Japan’s prime minister has forged a close personal relationship with president Trump, but Trump’s fiery rhetoric about North Korea has many Japanese nervous. A retired Japanese diplomat weighs in.
LULU GARCIA-NAVARRO, HOST:
Watching the escalating tensions between North Korea and the United States closely is Japan. The president had this to say earlier this week.
(SOUNDBITE OF ARCHIVED RECORDING)
PRESIDENT DONALD TRUMP: I think Japan is very happy with the job we’re doing. I think they’re very impressed with the job that we’re doing. And let’s see how it turns out.
GARCIA-NAVARRO: We’re going to hear from someone in Tokyo, Japan, right now, that country’s former ambassador to Washington, Ichiro Fujisaki. Welcome, sir, to the program.
ICHIRO FUJISAKI: Thank you very much.
GARCIA-NAVARRO: So are the Japanese feeling reassured by President Trump’s rhetoric? Japan, after all, is the only country in the world that has suffered a nuclear attack.
FUJISAKI: Yes. We are very concerned about North Korean missiles and nuclear tests because it’s coming very close to us so many times. And compared to, for example, 15, 20 years ago, we are rather reassured because U.S. is getting more serious about this. I think this is because of the extension of the missiles’ range. It’s coming nearer to the United States. And I think Mr. Trump’s statement is good to make it clear to defend allies. So I think Japan and Republic of Korea are rest assured for that.

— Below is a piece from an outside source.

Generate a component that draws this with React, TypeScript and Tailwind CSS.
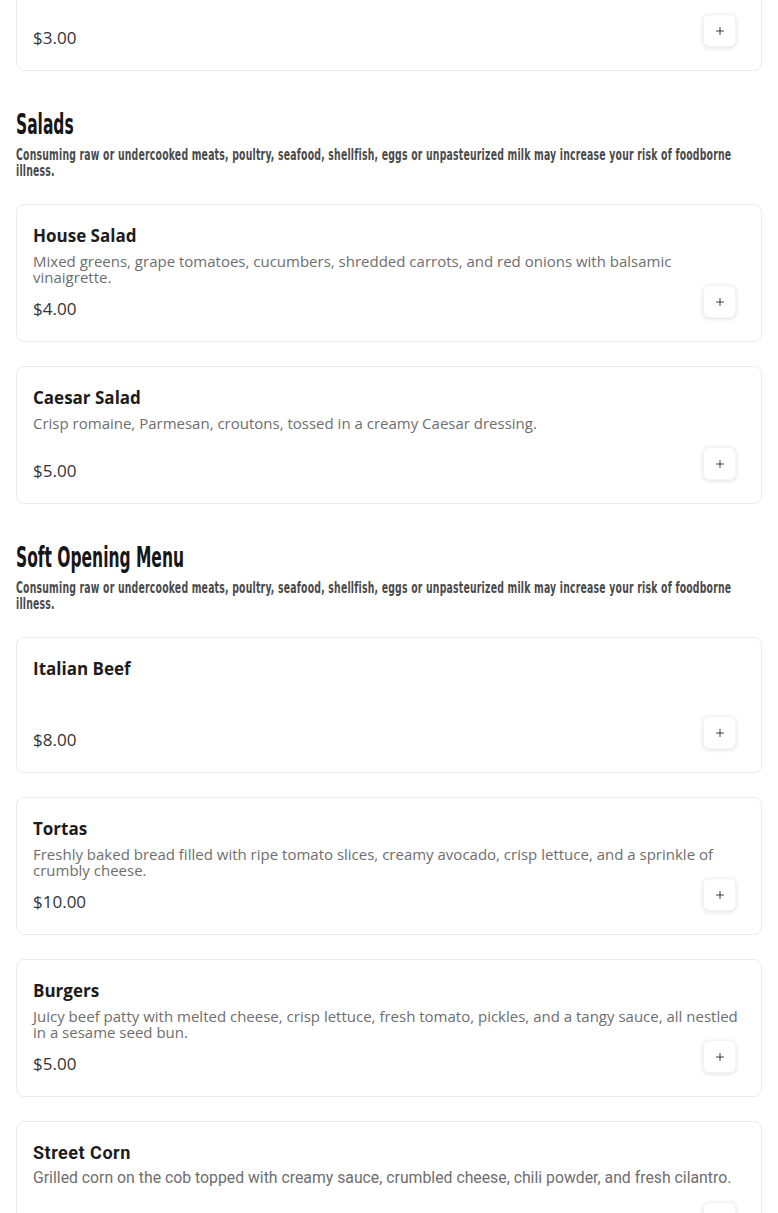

GARCIA-NAVARRO: Prime Minister Shinzo Abe has forged a close relationship with President Trump. He visited him even before the inauguration and then again at Mar-a-Lago. Is this close relationship a political liability or help for Prime Minister Abe?
FUJISAKI: I think it’s a great help for him because Japan’s defense is totally dependent on United States, and we need U.S. deterrence. So in a time of crisis, if the U.S. president is reassuring Japan, I think this…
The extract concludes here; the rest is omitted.